Günter Grass hat der "ersehnte Augenblick" nun genau 70 Jahre später als fast Zweiundsiebzigjährigen ereilt - und auch er wird für seinen Anfang geehrt: für die 1959, vor vier Jahrzehnten und vielen folgenden Büchern, publizierte "Blechtrommel". Und wieder trifft der "Knalleffekt, der da vom Norden her . . . hineinschmetterte" einen gebürtigen Anrainer der Ostsee: nach dem Lübecker mit dem Epos der Hansestadt den Danziger, der seinen Zwergbuben Oskar Matzerath die Blechtrommel zum Auftakt der alsbald mit einer "Katz und Maus"-Novelle und dem "Hundejahre"-Roman vollendeten "Trilogie" der deutsch-polnischen Hafenstadt schlagen ließ.
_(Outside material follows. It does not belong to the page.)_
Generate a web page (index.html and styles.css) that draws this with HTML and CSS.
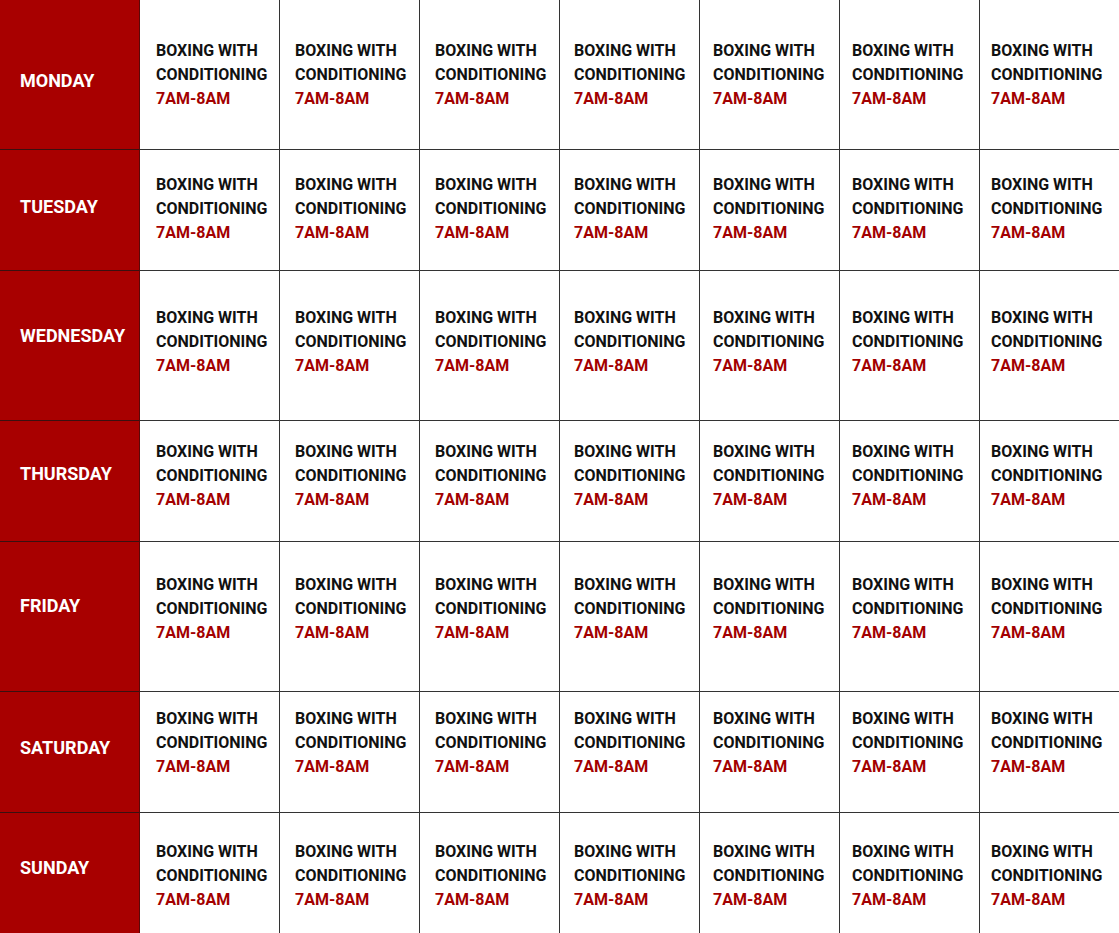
FILE: index.html
```html
<!DOCTYPE html>
<html lang="en">
<head>
<meta charset="utf-8">
<title>Class Schedule</title>
<link rel="stylesheet" href="styles.css">
</head>
<body>
<div class="schedule">
  <div class="row">
    <div class="day">MONDAY</div>
    <div class="cell"><div class="name">BOXING WITH CONDITIONING</div><div class="time">7AM-8AM</div></div>
    <div class="cell"><div class="name">BOXING WITH CONDITIONING</div><div class="time">7AM-8AM</div></div>
    <div class="cell"><div class="name">BOXING WITH CONDITIONING</div><div class="time">7AM-8AM</div></div>
    <div class="cell"><div class="name">BOXING WITH CONDITIONING</div><div class="time">7AM-8AM</div></div>
    <div class="cell"><div class="name">BOXING WITH CONDITIONING</div><div class="time">7AM-8AM</div></div>
    <div class="cell"><div class="name">BOXING WITH CONDITIONING</div><div class="time">7AM-8AM</div></div>
    <div class="cell"><div class="name">BOXING WITH CONDITIONING</div><div class="time">7AM-8AM</div></div>
  </div>
  <div class="row">
    <div class="day">TUESDAY</div>
    <div class="cell"><div class="name">BOXING WITH CONDITIONING</div><div class="time">7AM-8AM</div></div>
    <div class="cell"><div class="name">BOXING WITH CONDITIONING</div><div class="time">7AM-8AM</div></div>
    <div class="cell"><div class="name">BOXING WITH CONDITIONING</div><div class="time">7AM-8AM</div></div>
    <div class="cell"><div class="name">BOXING WITH CONDITIONING</div><div class="time">7AM-8AM</div></div>
    <div class="cell"><div class="name">BOXING WITH CONDITIONING</div><div class="time">7AM-8AM</div></div>
    <div class="cell"><div class="name">BOXING WITH CONDITIONING</div><div class="time">7AM-8AM</div></div>
    <div class="cell"><div class="name">BOXING WITH CONDITIONING</div><div class="time">7AM-8AM</div></div>
  </div>
  <div class="row">
    <div class="day">WEDNESDAY</div>
    <div class="cell"><div class="name">BOXING WITH CONDITIONING</div><div class="time">7AM-8AM</div></div>
    <div class="cell"><div class="name">BOXING WITH CONDITIONING</div><div class="time">7AM-8AM</div></div>
    <div class="cell"><div class="name">BOXING WITH CONDITIONING</div><div class="time">7AM-8AM</div></div>
    <div class="cell"><div class="name">BOXING WITH CONDITIONING</div><div class="time">7AM-8AM</div></div>
    <div class="cell"><div class="name">BOXING WITH CONDITIONING</div><div class="time">7AM-8AM</div></div>
    <div class="cell"><div class="name">BOXING WITH CONDITIONING</div><div class="time">7AM-8AM</div></div>
    <div class="cell"><div class="name">BOXING WITH CONDITIONING</div><div class="time">7AM-8AM</div></div>
  </div>
  <div class="row">
    <div class="day">THURSDAY</div>
    <div class="cell"><div class="name">BOXING WITH CONDITIONING</div><div class="time">7AM-8AM</div></div>
    <div class="cell"><div class="name">BOXING WITH CONDITIONING</div><div class="time">7AM-8AM</div></div>
    <div class="cell"><div class="name">BOXING WITH CONDITIONING</div><div class="time">7AM-8AM</div></div>
    <div class="cell"><div class="name">BOXING WITH CONDITIONING</div><div class="time">7AM-8AM</div></div>
    <div class="cell"><div class="name">BOXING WITH CONDITIONING</div><div class="time">7AM-8AM</div></div>
    <div class="cell"><div class="name">BOXING WITH CONDITIONING</div><div class="time">7AM-8AM</div></div>
    <div class="cell"><div class="name">BOXING WITH CONDITIONING</div><div class="time">7AM-8AM</div></div>
  </div>
  <div class="row">
    <div class="day">FRIDAY</div>
    <div class="cell"><div class="name">BOXING WITH CONDITIONING</div><div class="time">7AM-8AM</div></div>
    <div class="cell"><div class="name">BOXING WITH CONDITIONING</div><div class="time">7AM-8AM</div></div>
    <div class="cell"><div class="name">BOXING WITH CONDITIONING</div><div class="time">7AM-8AM</div></div>
    <div class="cell"><div class="name">BOXING WITH CONDITIONING</div><div class="time">7AM-8AM</div></div>
    <div class="cell"><div class="name">BOXING WITH CONDITIONING</div><div class="time">7AM-8AM</div></div>
    <div class="cell"><div class="name">BOXING WITH CONDITIONING</div><div class="time">7AM-8AM</div></div>
    <div class="cell"><div class="name">BOXING WITH CONDITIONING</div><div class="time">7AM-8AM</div></div>
  </div>
  <div class="row">
    <div class="day">SATURDAY</div>
    <div class="cell"><div class="name">BOXING WITH CONDITIONING</div><div class="time">7AM-8AM</div></div>
    <div class="cell"><div class="name">BOXING WITH CONDITIONING</div><div class="time">7AM-8AM</div></div>
    <div class="cell"><div class="name">BOXING WITH CONDITIONING</div><div class="time">7AM-8AM</div></div>
    <div class="cell"><div class="name">BOXING WITH CONDITIONING</div><div class="time">7AM-8AM</div></div>
    <div class="cell"><div class="name">BOXING WITH CONDITIONING</div><div class="time">7AM-8AM</div></div>
    <div class="cell"><div class="name">BOXING WITH CONDITIONING</div><div class="time">7AM-8AM</div></div>
    <div class="cell"><div class="name">BOXING WITH CONDITIONING</div><div class="time">7AM-8AM</div></div>
  </div>
  <div class="row">
    <div class="day">SUNDAY</div>
    <div class="cell"><div class="name">BOXING WITH CONDITIONING</div><div class="time">7AM-8AM</div></div>
    <div class="cell"><div class="name">BOXING WITH CONDITIONING</div><div class="time">7AM-8AM</div></div>
    <div class="cell"><div class="name">BOXING WITH CONDITIONING</div><div class="time">7AM-8AM</div></div>
    <div class="cell"><div class="name">BOXING WITH CONDITIONING</div><div class="time">7AM-8AM</div></div>
    <div class="cell"><div class="name">BOXING WITH CONDITIONING</div><div class="time">7AM-8AM</div></div>
    <div class="cell"><div class="name">BOXING WITH CONDITIONING</div><div class="time">7AM-8AM</div></div>
    <div class="cell"><div class="name">BOXING WITH CONDITIONING</div><div class="time">7AM-8AM</div></div>
  </div>
</div>
</body>
</html>
```
FILE: styles.css
```css
html, body {
  margin: 0;
  padding: 0;
  background: #ffffff;
  overflow: hidden;
}

.schedule {
  width: 1120px;
  font-family: Roboto, "Liberation Sans", Arial, sans-serif;
  font-weight: 700;
}

.row {
  display: grid;
  grid-template-columns: repeat(8, 140px);
  height: 150px;
}

.row:nth-child(2),
.row:nth-child(4),
.row:nth-child(6) {
  height: 121px;
}

.day,
.cell {
  box-sizing: border-box;
  border-right: 1px solid #333333;
  border-bottom: 1px solid #333333;
}

.day {
  background: #a80000;
  color: #ffffff;
  font-size: 18px;
  line-height: 24px;
  padding-left: 20px;
  border-bottom-color: #3a1010;
  border-right-color: #5a0808;
}

.cell {
  color: #111111;
  font-size: 16px;
  line-height: 24px;
}

.name {
  max-width: 118px;
}

.time {
  color: #a30000;
}

/* horizontal text offsets per column */
.cell:nth-child(2) { padding-left: 16px; }
.cell:nth-child(3) { padding-left: 15px; }
.cell:nth-child(4) { padding-left: 15px; }
.cell:nth-child(5) { padding-left: 14px; }
.cell:nth-child(6) { padding-left: 13px; }
.cell:nth-child(7) { padding-left: 12px; }
.cell:nth-child(8) { padding-left: 11px; }

/* vertical text offsets per row */
.row:nth-child(1) .cell { padding-top: 39px; }
.row:nth-child(2) .cell { padding-top: 23px; }
.row:nth-child(3) .cell { padding-top: 35px; }
.row:nth-child(4) .cell { padding-top: 19px; }
.row:nth-child(5) .cell { padding-top: 31px; }
.row:nth-child(6) .cell { padding-top: 15px; }
.row:nth-child(7) .cell { padding-top: 27px; }

.row:nth-child(1) .day { padding-top: 69px; }
.row:nth-child(2) .day { padding-top: 45px; }
.row:nth-child(3) .day { padding-top: 53px; }
.row:nth-child(4) .day { padding-top: 41px; }
.row:nth-child(5) .day { padding-top: 52px; }
.row:nth-child(6) .day { padding-top: 44px; }
.row:nth-child(7) .day { padding-top: 43px; }
```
Auch Grass spürt gewiss diesen einzigen Dorn im goldenen Lorbeer: dass die Auszeichnung dem Frühwerk, dem Debütanten gilt, verleiht dem längst Weltberühmten den Hauch auch des "ewigen" Anfängers, des spät geehrten Frühvollendeten. Der Verdacht, hier habe einer seinen Geniestreich als Erzähler schon mit dem ersten Streich geführt, begleitet den Schriftsteller - der einst auch fabelhafte Gedichte schrieb - eine geraume Weile. Er selbst erklärt sich das vor allem als Verdächtigung einer deutschen und missgünstigen Kritikerschaft. Nun auch aus Stockholm derart emphatisch an "Die Blechtrommel" erinnert, wird Grass im Augenblick des Dankes womöglich auch die sanfte Macht der Ironie beschwören müssen. Thomas Mann jedenfalls hat vor 70 Jahren in seiner Nobelpreisrede ein Exempel statuiert. Mit vollendeten Manieren demonstrierte er eine Mischung aus geschmeicheltem Geehrtsein und geschmeidiger Gekränktheit darüber, dass die Auszeichnung zwar spät gekommen, aber wenigstens den Richtigen getroffen habe. Man fühle sich von jener "Donnergewalt der Ehrung" aufgerührt und zugleich behelligt wie ein Sinnender im goetheschen Liebesgedicht: Cupido, du "hast mir mein Gerät verstellt", zitiert Mann. Sehr mehrdeutig. Worauf noch einmal Goethe folgt, doch diesmal eindeutig: "Nur die Lumpe sind bescheiden." Alas!